Work to be completed - In the data below, find every line that has the string "down", and copy it.

Provided material -
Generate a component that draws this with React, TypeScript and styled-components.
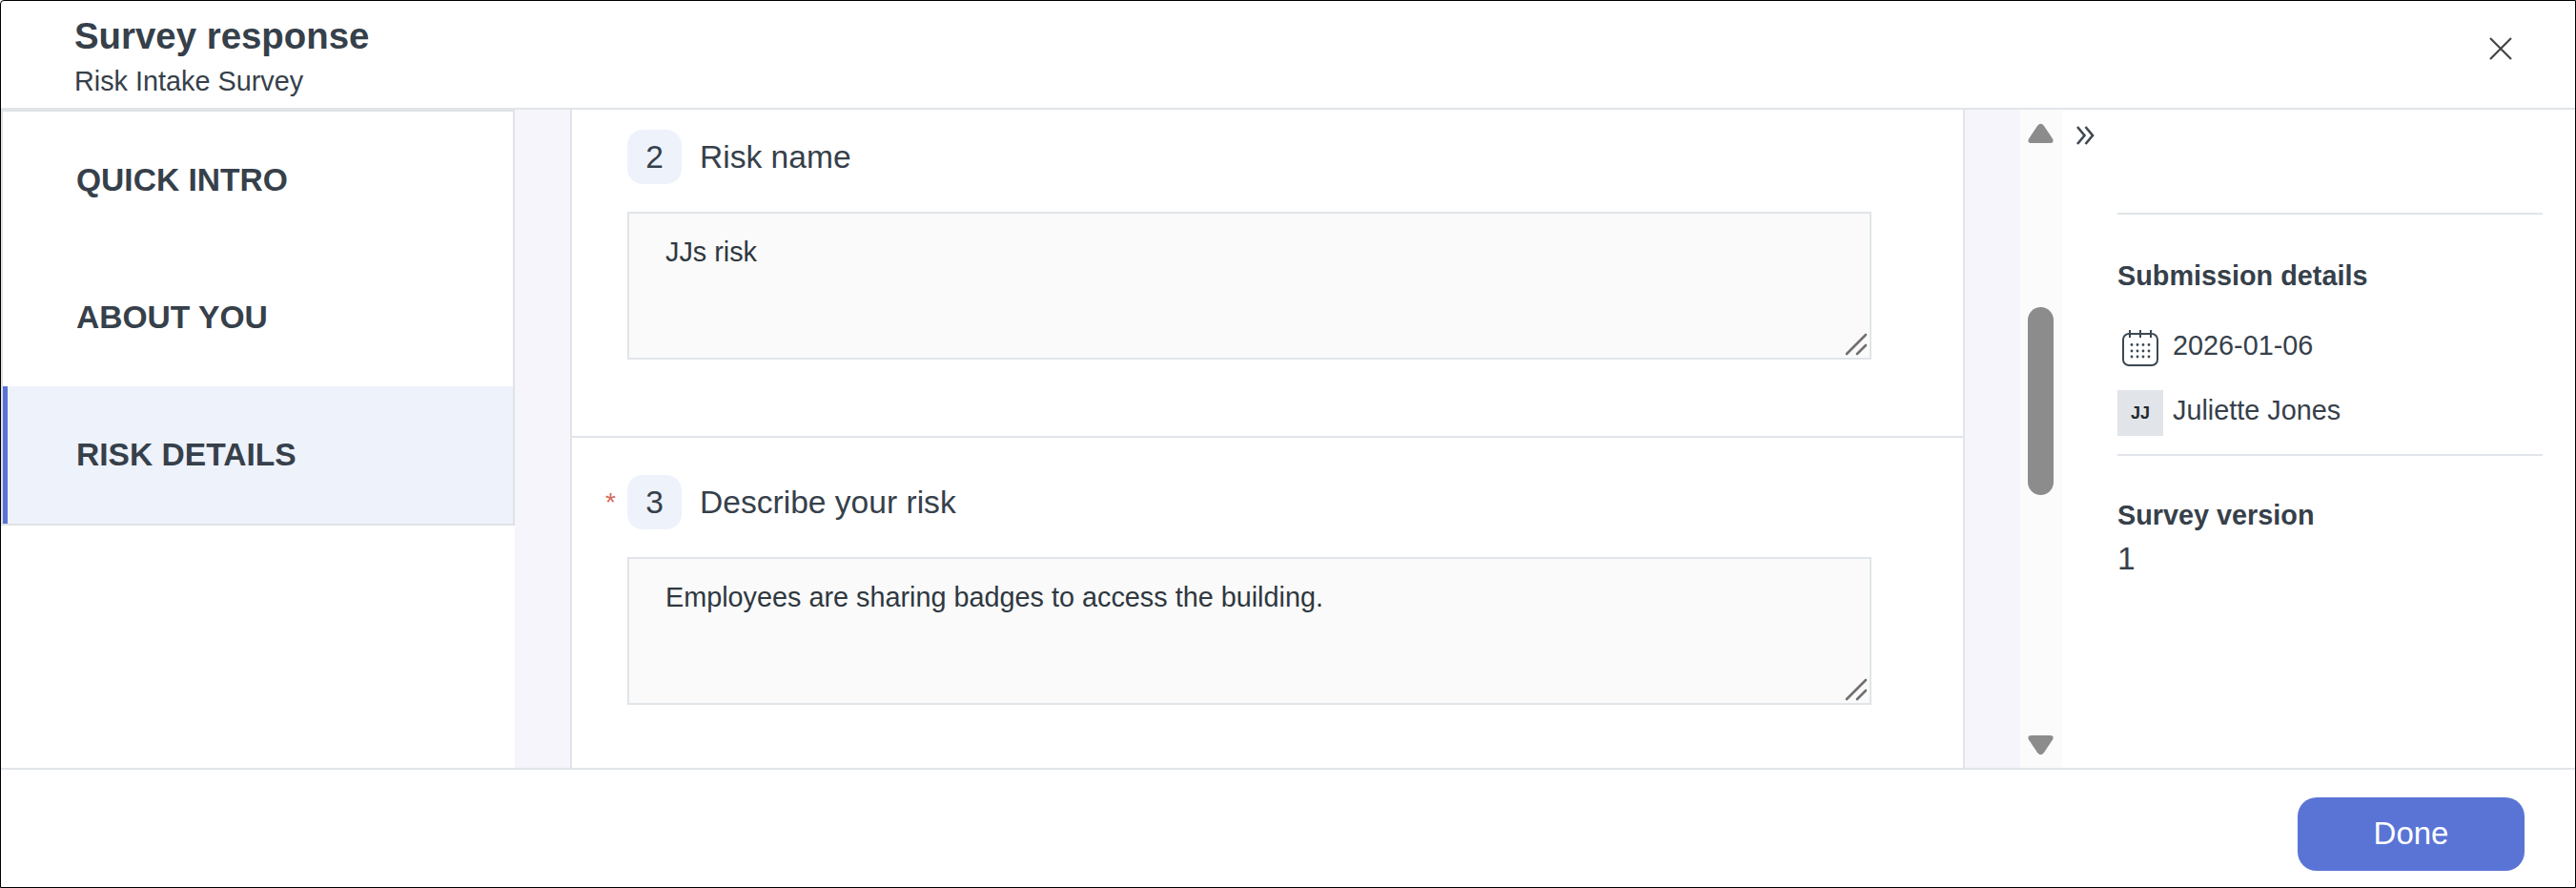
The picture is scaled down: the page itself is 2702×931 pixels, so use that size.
import React from 'react';
import styled, { createGlobalStyle } from 'styled-components';

const GlobalStyle = createGlobalStyle`
  html, body {
    margin: 0;
    padding: 0;
    background: #fff;
  }
  * {
    box-sizing: border-box;
  }
`;

const Frame = styled.div`
  width: 2702px;
  height: 931px;
  display: flex;
  flex-direction: column;
  border: 1px solid #000;
  border-top-left-radius: 4px;
  background: #fff;
  color: #36404a;
  font-family: 'Liberation Sans', Arial, sans-serif;
  overflow: hidden;
`;

const Header = styled.header`
  height: 114px;
  flex: none;
  display: flex;
  align-items: flex-start;
  justify-content: space-between;
  padding: 14px 66px 0 77px;
  border-bottom: 2px solid #e1e5e9;
`;

const Title = styled.h1`
  margin: 0;
  font-size: 38.4px;
  line-height: 46px;
  font-weight: 700;
`;

const Subtitle = styled.div`
  margin-top: 7px;
  font-size: 28.8px;
  line-height: 34px;
`;

const CloseButton = styled.button`
  margin-top: 24px;
  padding: 0;
  border: 0;
  background: none;
  display: flex;
`;

const Body = styled.div`
  flex: 1;
  min-height: 0;
  display: flex;
  background: #f5f5fb;
`;

const LeftRail = styled.div`
  width: 539px;
  flex: none;
  background: #fff;
`;

const Nav = styled.nav`
  border: 2px solid #dfe3e7;
  display: flex;
  flex-direction: column;
`;

const NavItem = styled.div<{ $active?: boolean }>`
  height: 144px;
  display: flex;
  align-items: center;
  padding-left: 72px;
  font-size: 33.6px;
  font-weight: 700;
  background: ${(p) => (p.$active ? '#eef2fb' : '#fff')};
  border-left: 5px solid ${(p) => (p.$active ? '#5a74d6' : '#fff')};
`;

const Main = styled.main`
  width: 1463px;
  margin-left: 58px;
  flex: none;
  background: #fff;
  border-left: 2px solid #e1e5e9;
  border-right: 2px solid #e1e5e9;
  overflow: hidden;
`;

const Question = styled.section<{ $top: number; $divided?: boolean }>`
  display: grid;
  grid-template-columns: 58px 1305px;
  row-gap: 29px;
  padding-top: ${(p) => p.$top}px;
  padding-bottom: 80px;
  border-bottom: ${(p) => (p.$divided ? '2px solid #e1e5e9' : '0')};
`;

const Gutter = styled.div`
  padding-left: 35px;
  display: flex;
  align-items: center;
  color: #d9695f;
  font-size: 28px;
  line-height: 28px;
`;

const QuestionHead = styled.div`
  display: flex;
  align-items: center;
  gap: 19px;
`;

const NumberBadge = styled.div`
  width: 57px;
  height: 57px;
  border-radius: 16px;
  background: #eef2fb;
  display: flex;
  align-items: center;
  justify-content: center;
  font-size: 33.6px;
`;

const QuestionLabel = styled.div`
  font-size: 33.6px;
`;

const Answer = styled.div`
  grid-column: 2;
  position: relative;
  height: 155px;
  padding: 23px 38px;
  border: 2px solid #e1e5e9;
  background: #fafafa;
  font-size: 28.8px;
  line-height: 34px;
  color: #2f3840;
`;

const Grip = styled.svg`
  position: absolute;
  right: 2px;
  bottom: 2px;
`;

const GapColumn = styled.div`
  width: 58px;
  flex: none;
`;

const Track = styled.div`
  width: 44px;
  flex: none;
  display: flex;
  flex-direction: column;
  align-items: center;
  background: #fbfbfb;
  padding: 14px 1px 13px 0;
`;

const Thumb = styled.div`
  width: 27px;
  height: 197px;
  margin-top: 172px;
  margin-bottom: auto;
  border-radius: 14px;
  background: #8c8c8c;
`;

const Panel = styled.aside`
  flex: 1;
  min-width: 0;
  background: #fff;
`;

const CollapseRow = styled.div`
  height: 108px;
  padding: 17px 0 0 15px;
  display: flex;
  align-items: flex-start;
`;

const PanelSection = styled.div<{ $top?: number }>`
  margin: ${(p) => p.$top ?? 0}px 34px 0 58px;
  border-top: 2px solid #e1e5e9;
`;

const SectionTitle = styled.div<{ $top: number }>`
  margin-top: ${(p) => p.$top}px;
  font-size: 28.8px;
  line-height: 34px;
  font-weight: 700;
`;

const MetaRow = styled.div<{ $top: number }>`
  margin-top: ${(p) => p.$top}px;
  display: flex;
  align-items: center;
  font-size: 28.8px;
`;

const MetaText = styled.span`
  line-height: 32px;
  padding-bottom: 6px;
`;

const CalendarSlot = styled.div`
  width: 58px;
  padding-left: 5px;
  display: flex;
`;

const Avatar = styled.div`
  width: 48px;
  height: 48px;
  margin-right: 10px;
  display: flex;
  align-items: center;
  justify-content: center;
  background: #e1e4e8;
  color: #23292f;
  font-size: 18px;
  font-weight: 700;
`;

const VersionValue = styled.div`
  margin-top: 10px;
  font-size: 33.6px;
  line-height: 38px;
`;

const Footer = styled.footer`
  flex: none;
  height: 125px;
  display: flex;
  align-items: flex-start;
  justify-content: flex-end;
  padding: 29px 53px 0 0;
  border-top: 2px solid #e1e5e9;
`;

const DoneButton = styled.button`
  width: 238px;
  height: 77px;
  padding: 0 0 2px;
  border: 0;
  border-radius: 20px;
  background: #5a74d6;
  color: #fff;
  font-family: inherit;
  font-size: 33px;
`;

function CloseIcon() {
  return (
    <svg width="24" height="24" viewBox="0 0 24 24" fill="none" stroke="#444" strokeWidth="2.2">
      <path d="M1 1 23 23M23 1 1 23" />
    </svg>
  );
}

function ResizeGrip() {
  return (
    <Grip width="24" height="24" viewBox="0 0 24 24" fill="none" stroke="#707070" strokeWidth="2.6" strokeLinecap="round">
      <path d="M2 22 22 2M13 22 22 13" />
    </Grip>
  );
}

function Arrow({ down }: { down?: boolean }) {
  return (
    <svg width="27" height="21" viewBox="0 0 27 21" fill="#8c8c8c">
      <path
        d={
          down
            ? 'M4 0H23Q28 0 26 4.500L17 18Q13.500 22.500 10 18L1 4.500Q-1 0 4 0Z'
            : 'M4 21H23Q28 21 26 16.500L17 3Q13.500 -1.500 10 3L1 16.500Q-1 21 4 21Z'
        }
      />
    </svg>
  );
}

function ChevronsIcon() {
  return (
    <svg width="19" height="20" viewBox="0 0 19 20" fill="none" stroke="#3c4852" strokeWidth="2.6">
      <path d="M1 1 8.500 10 1 19M9.500 1 17 10 9.500 19" />
    </svg>
  );
}

function CalendarIcon() {
  const dotsX = [10, 16, 22, 28];
  const dotsY = [15.5, 22, 28];
  return (
    <svg width="38" height="38" viewBox="0 0 38 38" fill="none" stroke="#3c4852" strokeWidth="2">
      <rect x="1" y="4" width="36" height="33" rx="6" />
      <path d="M8 0V8M19 0V8M30 0V8" />
      {dotsY.map((y) =>
        dotsX.map((x) => <circle key={`${x}-${y}`} cx={x} cy={y} r="1.4" fill="#3c4852" stroke="none" />),
      )}
    </svg>
  );
}

export default function App() {
  return (
    <>
      <GlobalStyle />
      <Frame>
        <Header>
          <div>
            <Title>Survey response</Title>
            <Subtitle>Risk Intake Survey</Subtitle>
          </div>
          <CloseButton aria-label="Close">
            <CloseIcon />
          </CloseButton>
        </Header>
        <Body>
          <LeftRail>
            <Nav>
              <NavItem>QUICK INTRO</NavItem>
              <NavItem>ABOUT YOU</NavItem>
              <NavItem $active>RISK DETAILS</NavItem>
            </Nav>
          </LeftRail>
          <Main>
            <Question $top={21} $divided>
              <Gutter />
              <QuestionHead>
                <NumberBadge>2</NumberBadge>
                <QuestionLabel>Risk name</QuestionLabel>
              </QuestionHead>
              <Answer>
                JJs risk
                <ResizeGrip />
              </Answer>
            </Question>
            <Question $top={39}>
              <Gutter>*</Gutter>
              <QuestionHead>
                <NumberBadge>3</NumberBadge>
                <QuestionLabel>Describe your risk</QuestionLabel>
              </QuestionHead>
              <Answer>
                Employees are sharing badges to access the building.
                <ResizeGrip />
              </Answer>
            </Question>
          </Main>
          <GapColumn />
          <Track>
            <Arrow />
            <Thumb />
            <Arrow down />
          </Track>
          <Panel>
            <CollapseRow>
              <ChevronsIcon />
            </CollapseRow>
            <PanelSection>
              <SectionTitle $top={47}>Submission details</SectionTitle>
              <MetaRow $top={40}>
                <CalendarSlot>
                  <CalendarIcon />
                </CalendarSlot>
                <MetaText>2026-01-06</MetaText>
              </MetaRow>
              <MetaRow $top={25}>
                <Avatar>JJ</Avatar>
                <MetaText>Juliette Jones</MetaText>
              </MetaRow>
            </PanelSection>
            <PanelSection $top={19}>
              <SectionTitle $top={45}>Survey version</SectionTitle>
              <VersionValue>1</VersionValue>
            </PanelSection>
          </Panel>
        </Body>
        <Footer>
          <DoneButton>Done</DoneButton>
        </Footer>
      </Frame>
    </>
  );
}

Task answer -
The picture is scaled down: the page itself is 2702×931 pixels, so use that size.
function Arrow({ down }: { down?: boolean }) {
          down
            <Arrow down />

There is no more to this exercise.